Strong Governance: In the sequence of events reconstructed by the SIT, one such meeting was held by Modi in Gandhinagar at 1 pm on February 28, when things were coming to a boil in Gulberg Society. Joint Commissioner Tandon had already made a brief visit to Gulberg Society around 11.30 am, when he ordered the “striking force” accompanying him to burst teargas shells to disperse “a mob of around 1,000 Hindu rioters”. Further, at 12.20 pm, the police control room received a message from the Meghaninagar police station asking for reinforcements as the mob, which had regrouped at Gulberg Society and grown to 10,000-strong, was indulging in stone-pelting and arson.

How could none of these details about the escalating crisis in Gulberg Society have been brought to Modi’s notice in the law and order review meeting he had at 1 pm?

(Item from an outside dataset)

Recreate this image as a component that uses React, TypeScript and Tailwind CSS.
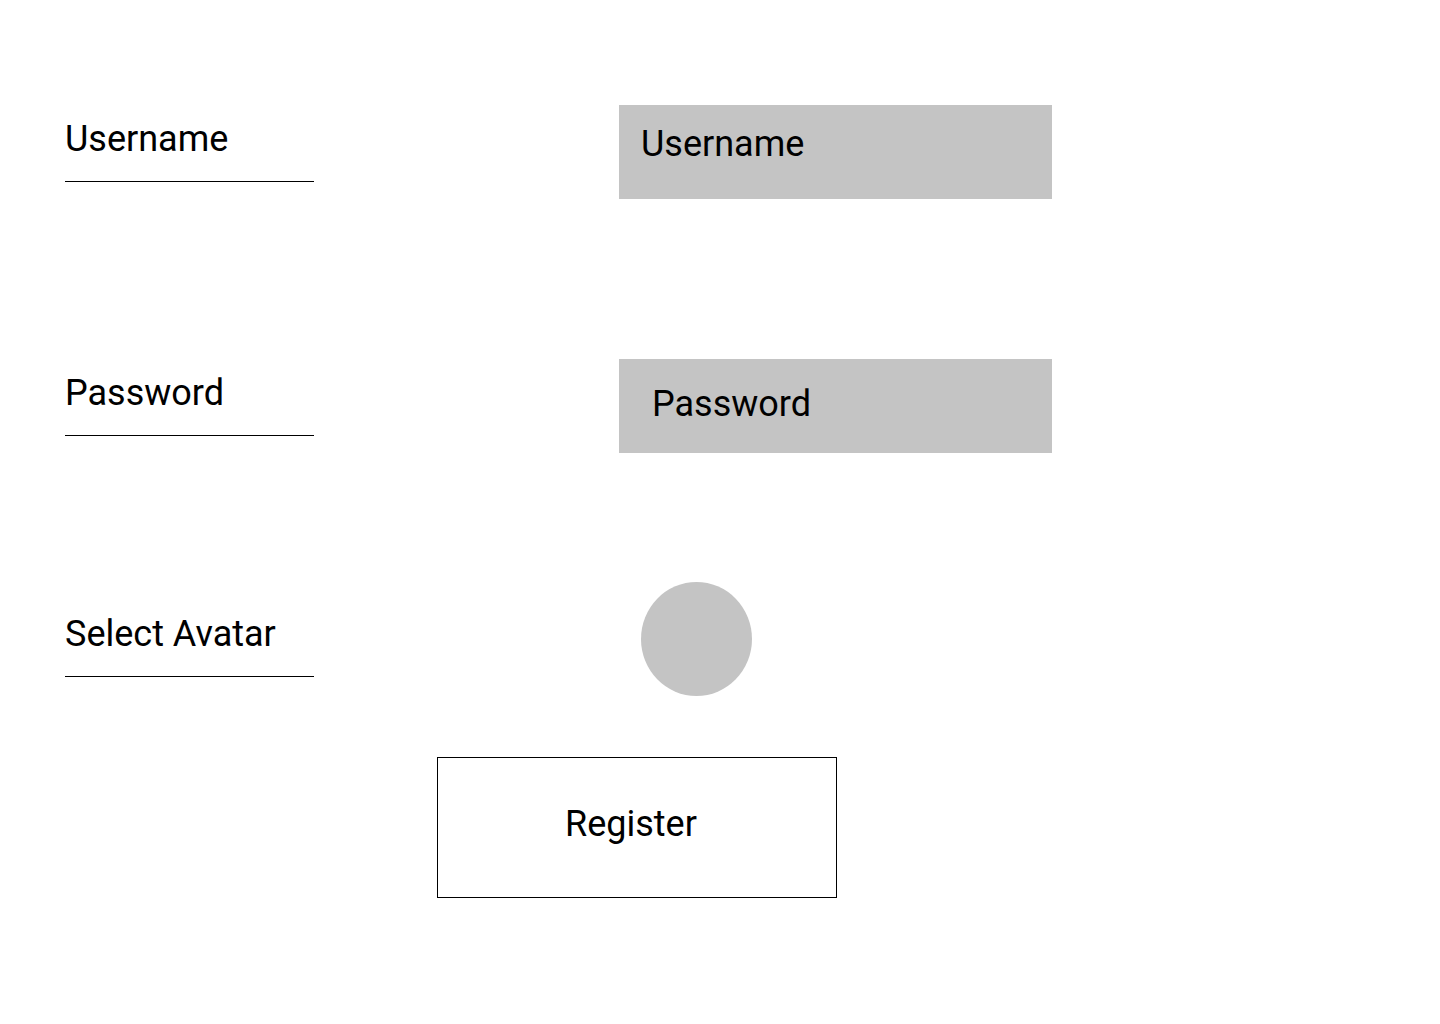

Modi’s claim to have been unaware of the Naroda Patiya violence as well, at the end of that meeting, is even more puzzling. This is because by then, at 12.30 pm, the police had, for the first time in the context of the post-Godhra massacres, imposed a curfew in the jurisdiction of the Naroda police station. Even if it proved to be ineffective, the very imposition of the curfew signified that the administration had taken cognizance of the gravity of the situation.

The Moral: The moral of the story is clear. When the right questions are not put, there will be neither the right evidence nor the right conclusions.